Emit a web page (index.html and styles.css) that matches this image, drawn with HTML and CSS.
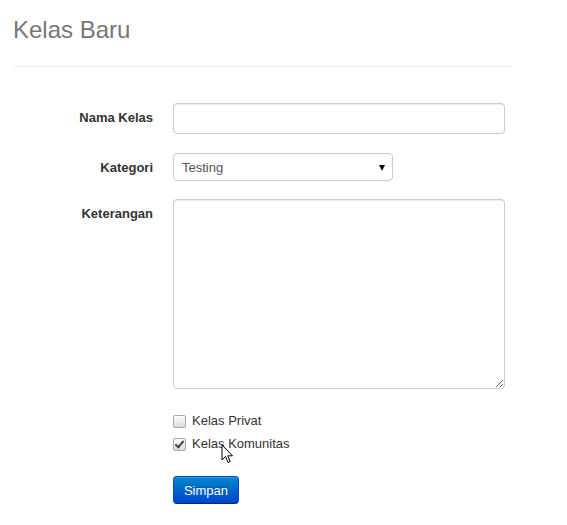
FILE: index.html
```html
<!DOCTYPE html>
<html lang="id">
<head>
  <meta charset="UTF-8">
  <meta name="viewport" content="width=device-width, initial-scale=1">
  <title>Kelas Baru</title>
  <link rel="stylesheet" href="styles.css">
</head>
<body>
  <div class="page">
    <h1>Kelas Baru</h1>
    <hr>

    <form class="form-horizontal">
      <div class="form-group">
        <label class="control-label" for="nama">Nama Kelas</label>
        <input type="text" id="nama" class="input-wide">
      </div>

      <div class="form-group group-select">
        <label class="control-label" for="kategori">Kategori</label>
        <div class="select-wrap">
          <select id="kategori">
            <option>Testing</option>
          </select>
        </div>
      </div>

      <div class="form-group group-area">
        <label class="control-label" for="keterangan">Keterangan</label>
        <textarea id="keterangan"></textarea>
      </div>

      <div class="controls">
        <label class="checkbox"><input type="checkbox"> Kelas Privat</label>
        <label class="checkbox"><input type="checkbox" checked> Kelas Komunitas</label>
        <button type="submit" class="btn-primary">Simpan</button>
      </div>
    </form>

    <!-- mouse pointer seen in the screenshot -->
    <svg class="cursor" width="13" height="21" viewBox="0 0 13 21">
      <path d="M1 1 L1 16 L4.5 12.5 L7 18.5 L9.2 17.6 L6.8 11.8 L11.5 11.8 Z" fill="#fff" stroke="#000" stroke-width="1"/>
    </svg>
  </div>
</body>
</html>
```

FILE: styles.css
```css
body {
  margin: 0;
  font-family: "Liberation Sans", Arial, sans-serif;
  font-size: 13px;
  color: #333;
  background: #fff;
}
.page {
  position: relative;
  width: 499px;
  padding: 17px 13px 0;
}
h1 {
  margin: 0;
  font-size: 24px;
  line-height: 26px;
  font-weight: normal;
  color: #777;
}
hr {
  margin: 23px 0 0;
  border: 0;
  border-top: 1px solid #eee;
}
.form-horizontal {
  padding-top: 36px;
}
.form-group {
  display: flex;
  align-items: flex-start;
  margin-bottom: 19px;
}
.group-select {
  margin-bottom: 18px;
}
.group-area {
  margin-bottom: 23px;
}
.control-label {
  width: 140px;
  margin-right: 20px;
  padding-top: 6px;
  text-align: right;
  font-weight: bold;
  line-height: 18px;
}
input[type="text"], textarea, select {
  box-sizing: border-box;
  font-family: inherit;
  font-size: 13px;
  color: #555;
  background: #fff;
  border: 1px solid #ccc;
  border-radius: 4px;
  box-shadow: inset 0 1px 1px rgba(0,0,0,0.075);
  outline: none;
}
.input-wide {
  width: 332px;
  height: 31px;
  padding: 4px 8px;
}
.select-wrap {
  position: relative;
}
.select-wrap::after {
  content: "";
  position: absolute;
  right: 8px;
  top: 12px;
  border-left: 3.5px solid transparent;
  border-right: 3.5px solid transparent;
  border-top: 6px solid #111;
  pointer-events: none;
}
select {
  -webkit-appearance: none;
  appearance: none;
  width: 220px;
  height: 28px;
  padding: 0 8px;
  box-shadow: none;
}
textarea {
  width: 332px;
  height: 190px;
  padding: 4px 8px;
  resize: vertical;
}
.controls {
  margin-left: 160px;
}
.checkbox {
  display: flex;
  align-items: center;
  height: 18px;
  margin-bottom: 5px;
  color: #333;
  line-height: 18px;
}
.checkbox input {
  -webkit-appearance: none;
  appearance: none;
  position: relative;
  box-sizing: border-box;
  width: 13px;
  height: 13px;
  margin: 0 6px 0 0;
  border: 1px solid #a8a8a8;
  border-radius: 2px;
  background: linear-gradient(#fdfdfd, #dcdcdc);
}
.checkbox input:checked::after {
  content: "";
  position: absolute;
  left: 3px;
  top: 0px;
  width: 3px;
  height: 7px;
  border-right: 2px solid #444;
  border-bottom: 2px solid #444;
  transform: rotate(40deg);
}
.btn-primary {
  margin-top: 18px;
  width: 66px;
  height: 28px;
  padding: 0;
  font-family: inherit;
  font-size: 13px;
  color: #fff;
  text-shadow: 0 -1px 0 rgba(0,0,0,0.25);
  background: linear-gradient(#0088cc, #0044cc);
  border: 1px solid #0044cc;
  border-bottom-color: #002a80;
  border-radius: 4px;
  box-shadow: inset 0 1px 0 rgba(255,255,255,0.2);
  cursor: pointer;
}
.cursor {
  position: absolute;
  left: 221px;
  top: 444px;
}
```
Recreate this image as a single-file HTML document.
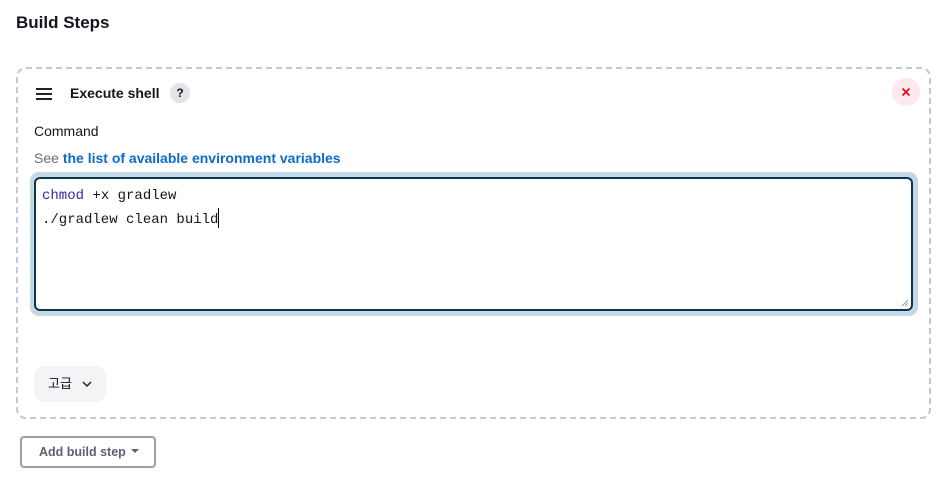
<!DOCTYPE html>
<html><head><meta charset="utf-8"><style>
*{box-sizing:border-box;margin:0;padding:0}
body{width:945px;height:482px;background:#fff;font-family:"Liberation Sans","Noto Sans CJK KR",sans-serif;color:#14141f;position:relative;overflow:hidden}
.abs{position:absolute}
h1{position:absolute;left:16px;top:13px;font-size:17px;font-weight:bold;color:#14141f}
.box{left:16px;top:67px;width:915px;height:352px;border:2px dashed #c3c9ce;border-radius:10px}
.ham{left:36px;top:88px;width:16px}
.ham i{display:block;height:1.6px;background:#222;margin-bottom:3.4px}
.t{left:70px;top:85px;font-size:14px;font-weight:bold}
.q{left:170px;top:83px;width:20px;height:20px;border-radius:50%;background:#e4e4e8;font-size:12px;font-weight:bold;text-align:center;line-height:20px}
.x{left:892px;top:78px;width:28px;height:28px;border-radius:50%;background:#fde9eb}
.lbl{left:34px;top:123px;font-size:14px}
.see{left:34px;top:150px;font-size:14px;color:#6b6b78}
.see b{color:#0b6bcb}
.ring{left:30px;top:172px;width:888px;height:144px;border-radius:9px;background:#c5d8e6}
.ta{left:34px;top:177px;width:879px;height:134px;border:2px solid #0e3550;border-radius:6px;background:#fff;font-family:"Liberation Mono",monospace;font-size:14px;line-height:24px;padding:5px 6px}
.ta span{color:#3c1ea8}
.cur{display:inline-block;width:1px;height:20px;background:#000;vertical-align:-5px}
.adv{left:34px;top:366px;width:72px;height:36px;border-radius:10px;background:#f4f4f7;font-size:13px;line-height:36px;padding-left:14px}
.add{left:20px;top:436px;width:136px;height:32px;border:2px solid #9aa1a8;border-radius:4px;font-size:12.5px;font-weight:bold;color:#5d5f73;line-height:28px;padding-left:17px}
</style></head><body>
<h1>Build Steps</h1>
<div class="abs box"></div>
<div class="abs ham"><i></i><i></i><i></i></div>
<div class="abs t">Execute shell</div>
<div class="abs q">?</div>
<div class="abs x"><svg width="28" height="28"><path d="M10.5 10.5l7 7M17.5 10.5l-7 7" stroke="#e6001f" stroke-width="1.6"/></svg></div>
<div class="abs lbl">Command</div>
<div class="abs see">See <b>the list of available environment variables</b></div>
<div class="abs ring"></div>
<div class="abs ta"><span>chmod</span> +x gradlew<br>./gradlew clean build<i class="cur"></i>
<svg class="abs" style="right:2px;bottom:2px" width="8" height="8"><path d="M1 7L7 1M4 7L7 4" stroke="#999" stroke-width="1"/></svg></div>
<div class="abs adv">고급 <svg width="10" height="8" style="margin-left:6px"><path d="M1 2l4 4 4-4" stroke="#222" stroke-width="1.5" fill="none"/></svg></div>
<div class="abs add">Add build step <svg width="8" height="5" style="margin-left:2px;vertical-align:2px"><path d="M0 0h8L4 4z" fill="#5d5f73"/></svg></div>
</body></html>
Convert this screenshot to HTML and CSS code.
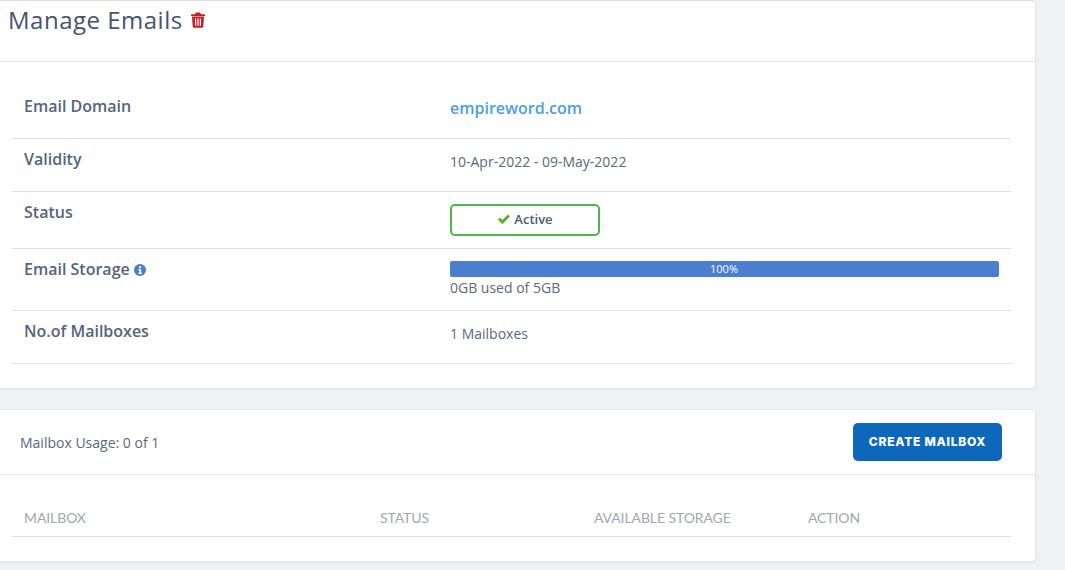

========================================

### AIM
Pictures don't belong in the copy. Transcribe every record exactly as it appears.

### RESULT OF THIS TASK
Emit a web page (index.html and styles.css) that matches this image, drawn with HTML and CSS.
FILE: index.html
```html
<!DOCTYPE html>
<html lang="id">
<head>
  <meta charset="UTF-8">
  <meta name="viewport" content="width=device-width, initial-scale=1">
  <title>Kelas Baru</title>
  <link rel="stylesheet" href="styles.css">
</head>
<body>
  <div class="page">
    <h1>Kelas Baru</h1>
    <hr>

    <form class="form-horizontal">
      <div class="form-group">
        <label class="control-label" for="nama">Nama Kelas</label>
        <input type="text" id="nama" class="input-wide">
      </div>

      <div class="form-group group-select">
        <label class="control-label" for="kategori">Kategori</label>
        <div class="select-wrap">
          <select id="kategori">
            <option>Testing</option>
          </select>
        </div>
      </div>

      <div class="form-group group-area">
        <label class="control-label" for="keterangan">Keterangan</label>
        <textarea id="keterangan"></textarea>
      </div>

      <div class="controls">
        <label class="checkbox"><input type="checkbox"> Kelas Privat</label>
        <label class="checkbox"><input type="checkbox" checked> Kelas Komunitas</label>
        <button type="submit" class="btn-primary">Simpan</button>
      </div>
    </form>

    <!-- mouse pointer seen in the screenshot -->
    <svg class="cursor" width="13" height="21" viewBox="0 0 13 21">
      <path d="M1 1 L1 16 L4.5 12.5 L7 18.5 L9.2 17.6 L6.8 11.8 L11.5 11.8 Z" fill="#fff" stroke="#000" stroke-width="1"/>
    </svg>
  </div>
</body>
</html>
```

FILE: styles.css
```css
body {
  margin: 0;
  font-family: "Liberation Sans", Arial, sans-serif;
  font-size: 13px;
  color: #333;
  background: #fff;
}
.page {
  position: relative;
  width: 499px;
  padding: 17px 13px 0;
}
h1 {
  margin: 0;
  font-size: 24px;
  line-height: 26px;
  font-weight: normal;
  color: #777;
}
hr {
  margin: 23px 0 0;
  border: 0;
  border-top: 1px solid #eee;
}
.form-horizontal {
  padding-top: 36px;
}
.form-group {
  display: flex;
  align-items: flex-start;
  margin-bottom: 19px;
}
.group-select {
  margin-bottom: 18px;
}
.group-area {
  margin-bottom: 23px;
}
.control-label {
  width: 140px;
  margin-right: 20px;
  padding-top: 6px;
  text-align: right;
  font-weight: bold;
  line-height: 18px;
}
input[type="text"], textarea, select {
  box-sizing: border-box;
  font-family: inherit;
  font-size: 13px;
  color: #555;
  background: #fff;
  border: 1px solid #ccc;
  border-radius: 4px;
  box-shadow: inset 0 1px 1px rgba(0,0,0,0.075);
  outline: none;
}
.input-wide {
  width: 332px;
  height: 31px;
  padding: 4px 8px;
}
.select-wrap {
  position: relative;
}
.select-wrap::after {
  content: "";
  position: absolute;
  right: 8px;
  top: 12px;
  border-left: 3.5px solid transparent;
  border-right: 3.5px solid transparent;
  border-top: 6px solid #111;
  pointer-events: none;
}
select {
  -webkit-appearance: none;
  appearance: none;
  width: 220px;
  height: 28px;
  padding: 0 8px;
  box-shadow: none;
}
textarea {
  width: 332px;
  height: 190px;
  padding: 4px 8px;
  resize: vertical;
}
.controls {
  margin-left: 160px;
}
.checkbox {
  display: flex;
  align-items: center;
  height: 18px;
  margin-bottom: 5px;
  color: #333;
  line-height: 18px;
}
.checkbox input {
  -webkit-appearance: none;
  appearance: none;
  position: relative;
  box-sizing: border-box;
  width: 13px;
  height: 13px;
  margin: 0 6px 0 0;
  border: 1px solid #a8a8a8;
  border-radius: 2px;
  background: linear-gradient(#fdfdfd, #dcdcdc);
}
.checkbox input:checked::after {
  content: "";
  position: absolute;
  left: 3px;
  top: 0px;
  width: 3px;
  height: 7px;
  border-right: 2px solid #444;
  border-bottom: 2px solid #444;
  transform: rotate(40deg);
}
.btn-primary {
  margin-top: 18px;
  width: 66px;
  height: 28px;
  padding: 0;
  font-family: inherit;
  font-size: 13px;
  color: #fff;
  text-shadow: 0 -1px 0 rgba(0,0,0,0.25);
  background: linear-gradient(#0088cc, #0044cc);
  border: 1px solid #0044cc;
  border-bottom-color: #002a80;
  border-radius: 4px;
  box-shadow: inset 0 1px 0 rgba(255,255,255,0.2);
  cursor: pointer;
}
.cursor {
  position: absolute;
  left: 221px;
  top: 444px;
}
```
Recreate this image as a single-file HTML document.
<!DOCTYPE html>
<html><head><meta charset="utf-8"><style>
*{box-sizing:border-box;margin:0;padding:0}
body{width:945px;height:482px;background:#fff;font-family:"Liberation Sans","Noto Sans CJK KR",sans-serif;color:#14141f;position:relative;overflow:hidden}
.abs{position:absolute}
h1{position:absolute;left:16px;top:13px;font-size:17px;font-weight:bold;color:#14141f}
.box{left:16px;top:67px;width:915px;height:352px;border:2px dashed #c3c9ce;border-radius:10px}
.ham{left:36px;top:88px;width:16px}
.ham i{display:block;height:1.6px;background:#222;margin-bottom:3.4px}
.t{left:70px;top:85px;font-size:14px;font-weight:bold}
.q{left:170px;top:83px;width:20px;height:20px;border-radius:50%;background:#e4e4e8;font-size:12px;font-weight:bold;text-align:center;line-height:20px}
.x{left:892px;top:78px;width:28px;height:28px;border-radius:50%;background:#fde9eb}
.lbl{left:34px;top:123px;font-size:14px}
.see{left:34px;top:150px;font-size:14px;color:#6b6b78}
.see b{color:#0b6bcb}
.ring{left:30px;top:172px;width:888px;height:144px;border-radius:9px;background:#c5d8e6}
.ta{left:34px;top:177px;width:879px;height:134px;border:2px solid #0e3550;border-radius:6px;background:#fff;font-family:"Liberation Mono",monospace;font-size:14px;line-height:24px;padding:5px 6px}
.ta span{color:#3c1ea8}
.cur{display:inline-block;width:1px;height:20px;background:#000;vertical-align:-5px}
.adv{left:34px;top:366px;width:72px;height:36px;border-radius:10px;background:#f4f4f7;font-size:13px;line-height:36px;padding-left:14px}
.add{left:20px;top:436px;width:136px;height:32px;border:2px solid #9aa1a8;border-radius:4px;font-size:12.5px;font-weight:bold;color:#5d5f73;line-height:28px;padding-left:17px}
</style></head><body>
<h1>Build Steps</h1>
<div class="abs box"></div>
<div class="abs ham"><i></i><i></i><i></i></div>
<div class="abs t">Execute shell</div>
<div class="abs q">?</div>
<div class="abs x"><svg width="28" height="28"><path d="M10.5 10.5l7 7M17.5 10.5l-7 7" stroke="#e6001f" stroke-width="1.6"/></svg></div>
<div class="abs lbl">Command</div>
<div class="abs see">See <b>the list of available environment variables</b></div>
<div class="abs ring"></div>
<div class="abs ta"><span>chmod</span> +x gradlew<br>./gradlew clean build<i class="cur"></i>
<svg class="abs" style="right:2px;bottom:2px" width="8" height="8"><path d="M1 7L7 1M4 7L7 4" stroke="#999" stroke-width="1"/></svg></div>
<div class="abs adv">고급 <svg width="10" height="8" style="margin-left:6px"><path d="M1 2l4 4 4-4" stroke="#222" stroke-width="1.5" fill="none"/></svg></div>
<div class="abs add">Add build step <svg width="8" height="5" style="margin-left:2px;vertical-align:2px"><path d="M0 0h8L4 4z" fill="#5d5f73"/></svg></div>
</body></html>
Convert this screenshot to HTML and CSS code.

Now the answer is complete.